The Mayor also spoke of exciting development occurring Downtown, mentioning the new Milwaukee Bucks arena, the Milwaukee Streetcar, the Northwestern Mutual Tower and an expected new office tower for BMO Harris Bank, among other projects.
"I want to thank Northwestern Mutual, the Bucks, County Executive Abele and the County Board, members of the Common Council, and the construction trades for their commitment and investments to put Milwaukeeans to work," the Mayor said.
Barrett said $3.4-billion in investments in Milwaukee have been completed since 2005, and another $1.7-billion are currently under construction.
The Mayor touted a 5.1% unemployment rate -- down from 13 percent at this time seven years ago.
He said Milwaukee's economic progress has come despite the city generating more revenue for the state than it receives in return.
"In 2015, the Wisconsin Department of Revenue calculated that the amount of state revenue generated in Milwaukee exceeded the mount of state aid paid to the City, County and Milwaukee Public Schools by more than $460-million," Barrett said. "This means the City is getting back 66% of what we send to Madison."
"So if anyone tells you Milwaukee is a drain on the state, please correct them immediately," the Mayor said.
But Barrett said Milwaukee continues to face its share of problems -- like poverty and crime.
"Despite our strong economic progress, we confront persistent challenges on a daily basis - concentrated poverty, violent crime, aging infrastructure and the nagging problems tied to the foreclosure crisis," the Mayor said.
He said Milwaukee Police and the City are fighting crime with an "all-hands on deck" approach, noting MPD's budget now exceeds the entire property tax levy.
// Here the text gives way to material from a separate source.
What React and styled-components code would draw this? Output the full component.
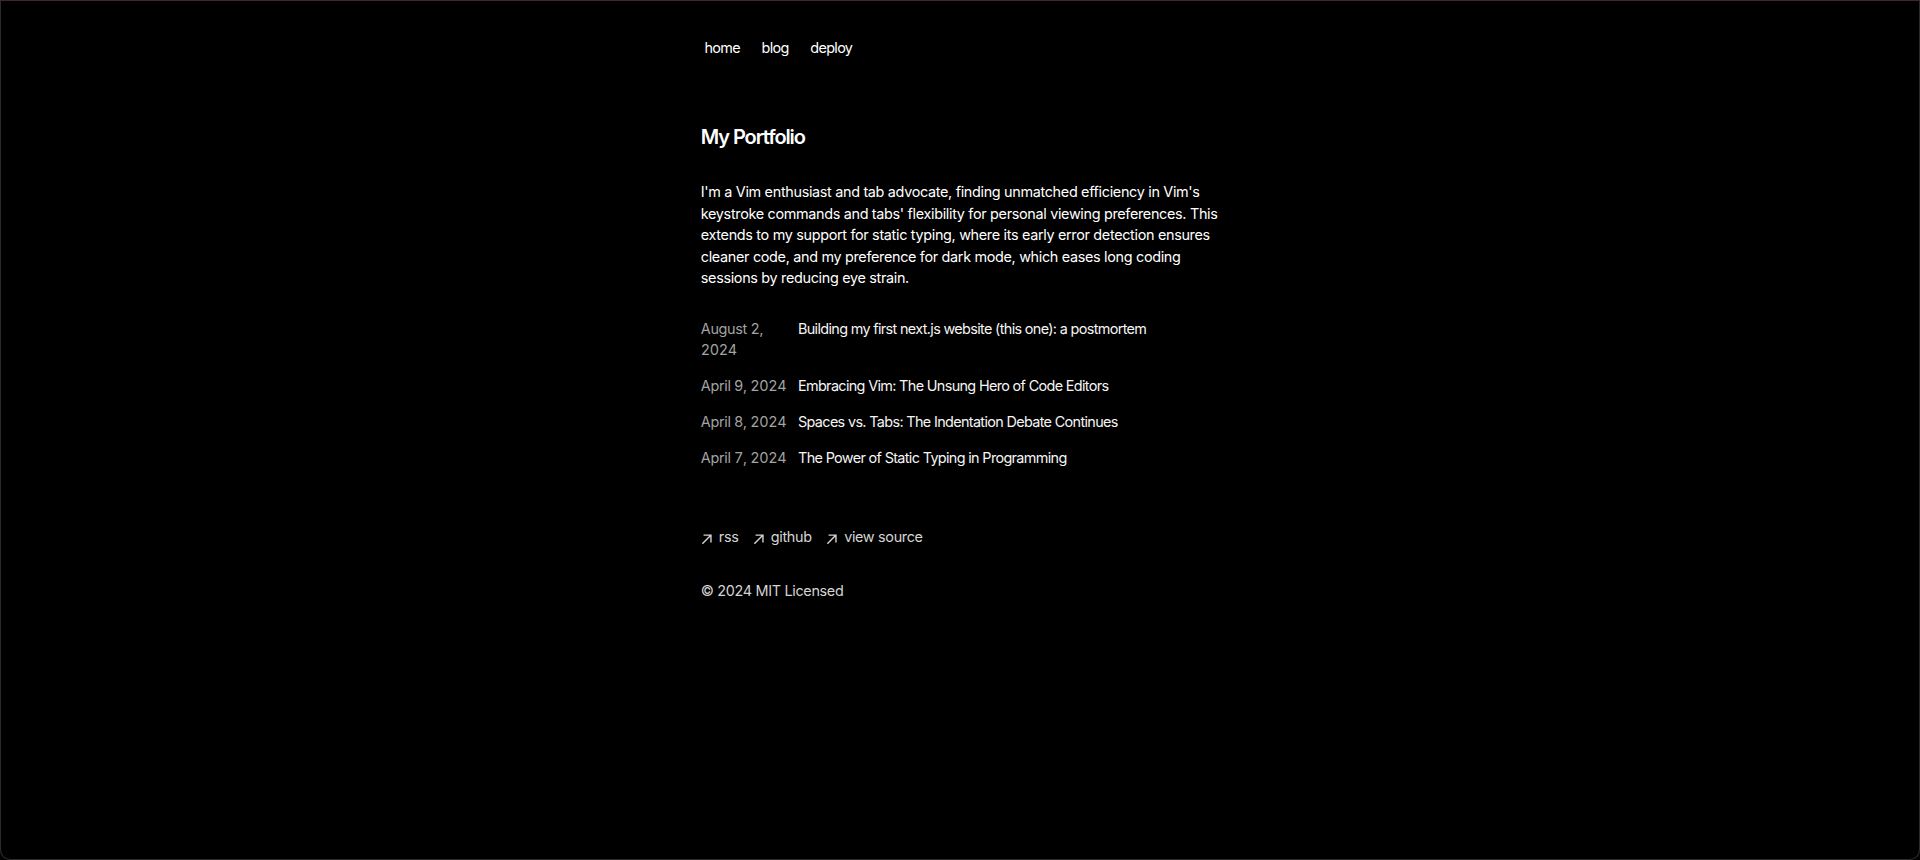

Barrett credited police with seizing more than 2-thousand illegal guns off of Milwaukee's streets for the third year in a row.
The Mayor said the city's Office of Violence Prevention continues to craft a community-driven violence prevention plan for Milwaukee.
It's also initiated a pilot program offering intensive case management for youth identified as either at risk, repeat offenders or prolific involvement in serious crimes, Barrett said. That's supposed to help prevent troubled youths from reoffending.
"Having our officers consistently arrest repeat offenders means three things: it means the officers are doing their jobs; it means arrests are having less of an impact on deterring unlawful behavior; and it means we're spending millions of dollars to keep our neighborhoods safe only to see the same offenders back on the street reoffending," Barrett said.
Barrett addressed last summer's unrest and violence in Sherman Park. He said the Sherman Park community won't allow itself to be defined by burning and looting.
"Among some people in our city, there is a distrust of government and law enforcement," Barrett said. "There is a deep economic and social frustration. City government has a role to play in addressing these problems."
"There is never any justification for violence and destruction," the Mayor said. "At the same time, we can't be dismissive of the real concerns that exist among people in our community."
The Mayor also said his office also remains focused on decreasing Milwaukee's high infant-mortality rate among African Americans.
And in an effort to promote literacy and learning, Barrett announced a new partnership dubbed LibraryNow, which will provide free, digital access to all of the library's online resources to every student in the MPS district.